France's 2011 deal to sell to the Russian navy four - and up to 20 in all - 22,000-tonne Mistral-class amphibious assault vessels, called “projection and command” ships, or BPCs, built to carry helicopters, tanks and troops, following Russia’s 2008 invasion of Georgia was, as some in the French military recognised, a high-risk contract.

On the Russian side, the key negotiator in the 1.5-billion-euro deal was oligarch and, at the time, shipyard owner Sergei Pugachev, once a Kremlin insider and personally close to Russian President Vladimir Putin.

In this second and final extract from a lengthy interview with Mediapart this month, he confirms that the decision to purchase the Mistral warships was part of Russia’s new strategy, at the time already adopted, to deploy troops and equipment in neighbouring countries, while also benefitting from the transfer of sensitive technology.

It would be an ill-fated project on several fronts. For Pugachev, who now lives in exile in Nice, in southern France, it led to his ship-building business in Saint Petersburg being taken over by the state, after which he was expropriated.

Pugachev’s shipyards were the only ones in Russia capable of building the Mistral warships, where, after delivery of the first two from France, Moscow planned to build at least two more.

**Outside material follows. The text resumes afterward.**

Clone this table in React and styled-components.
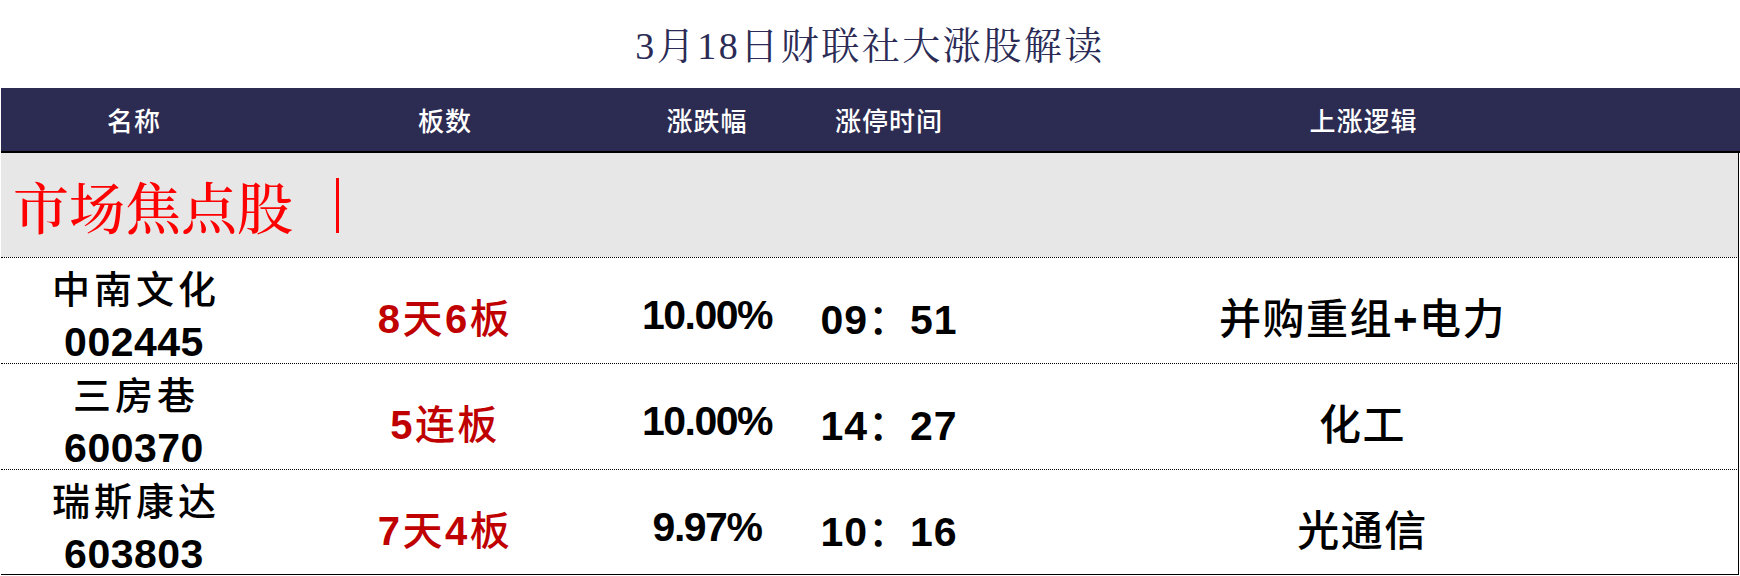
import React from "react";
import styled, { createGlobalStyle } from "styled-components";

const GlobalStyle = createGlobalStyle`
  html, body {
    margin: 0;
    padding: 0;
    background: #fff;
  }
  body {
    font-family: "Liberation Sans", "Noto Sans CJK SC", sans-serif;
  }
`;

const COLS = "266px 356px 168px 196px 1fr";

const Page = styled.div`
  width: 1740px;
  height: 576px;
  overflow: hidden;
  background: #fff;
`;

const TitleBar = styled.div`
  height: 88px;
  display: flex;
  align-items: center;
  justify-content: center;
  padding-bottom: 4px;
  box-sizing: border-box;
`;

const Title = styled.h1`
  margin: 0;
  font-family: "Liberation Serif", "Noto Serif CJK SC", "Noto Sans CJK SC", serif;
  font-weight: 400;
  font-size: 38px;
  letter-spacing: 2.5px;
  color: #2b2b55;
`;

const Table = styled.div`
  margin-left: 1px;
  width: 1738px;
`;

const HeadRow = styled.div`
  display: grid;
  grid-template-columns: ${COLS};
  height: 63px;
  align-items: center;
  background: #2c2b51;
  border-bottom: 2px solid #000;
  width: 1739px;
`;

const HeadCell = styled.div`
  text-align: center;
  color: #fff;
  font-family: "Noto Sans CJK SC", sans-serif;
  font-weight: 500;
  font-size: 26px;
  letter-spacing: 1px;
`;

const Section = styled.div`
  height: 104px;
  display: flex;
  align-items: center;
  background: #e7e7e7;
  border-right: 1px solid #000;
  padding-left: 12px;
  box-sizing: border-box;
`;

const SectionLabel = styled.span`
  font-family: "Noto Serif CJK SC", "Liberation Serif", serif;
  font-weight: 500;
  font-size: 56px;
  color: #ff0000;
  line-height: 1;
`;

const Divider = styled.span`
  display: inline-block;
  width: 3px;
  height: 55px;
  margin-left: 43px;
  background: #ff0000;
`;

const Row = styled.div`
  display: grid;
  grid-template-columns: ${COLS};
  align-items: center;
  height: 106px;
  box-sizing: border-box;
  border-top: 1px dotted #000;
  border-right: 1px solid #000;
  border-bottom: ${(p) => (p.$last ? "1px solid #000" : "none")};
  color: #000;
`;

const NameCell = styled.div`
  display: flex;
  flex-direction: column;
  align-items: center;
  padding-top: 8px;
`;

const NameLine = styled.div`
  font-family: "Noto Sans CJK SC", sans-serif;
  font-weight: 500;
  font-size: 38px;
  line-height: 42px;
  letter-spacing: 4px;
  margin-right: -4px;
`;

const CodeLine = styled.div`
  font-size: 41px;
  font-weight: 700;
  line-height: 50px;
  letter-spacing: 0.5px;
  margin-top: 9px;
`;

const Cell = styled.div`
  text-align: center;
  font-size: ${(p) => p.$size || 41}px;
  letter-spacing: ${(p) => p.$ls || 0}px;
  color: ${(p) => p.$color || "#000"};
  font-weight: 500;
  padding-top: 6px;
`;

const Num = styled.span`
  font-family: "Liberation Sans", sans-serif;
  font-weight: 700;
`;

function Mixed({ text }) {
  return text
    .split(/([0-9.%+]+)/)
    .filter(Boolean)
    .map((part, i) =>
      /^[0-9.%+]+$/.test(part) ? <Num key={i}>{part}</Num> : <span key={i}>{part}</span>
    );
}

const rows = [
  { name: "中南文化", code: "002445", board: "8天6板", pct: "10.00%", time: "09：51", logic: "并购重组+电力" },
  { name: "三房巷", code: "600370", board: "5连板", pct: "10.00%", time: "14：27", logic: "化工" },
  { name: "瑞斯康达", code: "603803", board: "7天4板", pct: "9.97%", time: "10：16", logic: "光通信" },
];

export default function App() {
  return (
    <Page>
      <GlobalStyle />
      <TitleBar>
        <Title>3月18日财联社大涨股解读</Title>
      </TitleBar>
      <Table>
        <HeadRow>
          <HeadCell>名称</HeadCell>
          <HeadCell>板数</HeadCell>
          <HeadCell>涨跌幅</HeadCell>
          <HeadCell>涨停时间</HeadCell>
          <HeadCell>上涨逻辑</HeadCell>
        </HeadRow>
        <Section>
          <SectionLabel>市场焦点股</SectionLabel>
          <Divider />
        </Section>
        {rows.map((r, i) => (
          <Row key={r.code} $last={i === rows.length - 1}>
            <NameCell>
              <NameLine>{r.name}</NameLine>
              <CodeLine>{r.code}</CodeLine>
            </NameCell>
            <Cell $size={40} $ls={2.5} $color="#c00000"><Mixed text={r.board} /></Cell>
            <Cell $ls={-1.5}><Mixed text={r.pct} /></Cell>
            <Cell $ls={1}><Mixed text={r.time} /></Cell>
            <Cell $size={42} $ls={1.5}><Mixed text={r.logic} /></Cell>
          </Row>
        ))}
      </Table>
    </Page>
  );
}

The contract, Pugachev told Mediapart, was signed to a backdrop of kickbacks in a well-oiled system that benefitted Putin and one of his principal allies, Sergei Chemezov. Once Putin’s superior officer in the KGB when the pair were stationed in the former East Germany, in Dresden, Chemezov was head of the state’s licensing agency for arms imports and exports, Rosoboronexport.

He became, and still is, the CEO of Rostec, the Russian state’s defence conglomerate. He has allegedly regularly pocketed commissions from arms deals, which Pugachev says were paid into offshore accounts to the benefit of both him and Putin.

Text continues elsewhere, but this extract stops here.